大井川通信

大井川あたりの事ども

かっちぇワナの思い出

村山田に入って確かめると、電車から見えなかった庚申塔は、土手の陰のところにしっかり残っていた。電車や車の窓からの一瞥がいかにあてにならないかがわかった気がする。ただうれしかったのはそれだけではない。

鉄道の線路をくぐる小さなトンネルをでたあたりで、足元がややおぼつかない感じで歩いている年配の男性がいたので、庚申塔のことを尋ねてみたのだ。その男性は庚申塔のことは興味がなかったようだが、僕が地元の歴史を調べていることに驚いている様子だった。

今まで、こんな人に会ったことがないという。それで、村山田の昔の話をいろいろと話してくれた。

男性はヨシタケさんといい、昭和23年(1948年)生まれ。社会人となって地元を離れたが、定年をきっかけに故郷に戻ったという。お父さんが用山(モチヤマ)出身で実家によく行ったというので、村山田から用山に抜ける山道のことが話題になる。あの道は歩きにくいけれどまだ通ることはできますよ、と僕。

ヨシタケさんが子供の頃は、まだ里山が日の里団地へと生まれ変わるずっと以前になる。かっちぇ罠をつくって、「かっちぇ」を捕まえて風呂釜で焼いて食べたそうだ。かっちぇは鳩よりも細い鳥で、ヨシタケさんは、「うまかった、うまかった」とその味を懐かしむ。

僕は、うろおぼえの知識で、かっちぇとはツグミのことだろうと思ったから、その特徴を話すとどうやら間違いはなさそうだった。秋から翌年の春まで姿を見せるということ(ヨシタケさんは、かっちぇが渡り鳥であることは知らなかった)、白い胸には茶色い縦じまがはいっていること等。

冬には雪で滑り台を作って遊んだそうだ。
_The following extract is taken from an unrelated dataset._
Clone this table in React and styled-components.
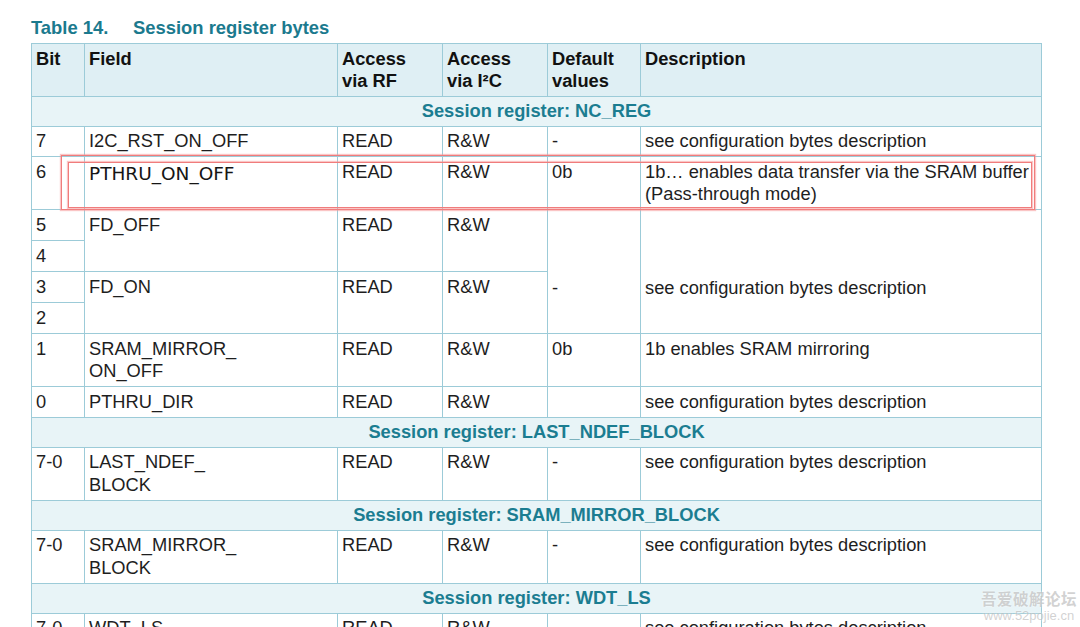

団地ができてからは住宅街との交流もなく、つまらなくなったとしみじみと話してくれる。里山の団地化に当たっては、村山田にもそれなりの利得があったのだろうが、幼少期の遊び場を奪われたヨシタケさんには、住宅団地の存在を素直に受け入れることはできないのだろう。

別れ際に、こんな話ができたのは久しぶりだ、と喜んでくれる。つまらない話ならふだんしているけれど、とヨシタケさん。やはり長年記憶にしまったきた話こそが本当に大切な宝物なのだろう。

僕もうれしくなって、本当はここで引き返すはずだったのが、さらなる遠方に足を延ばすことにする。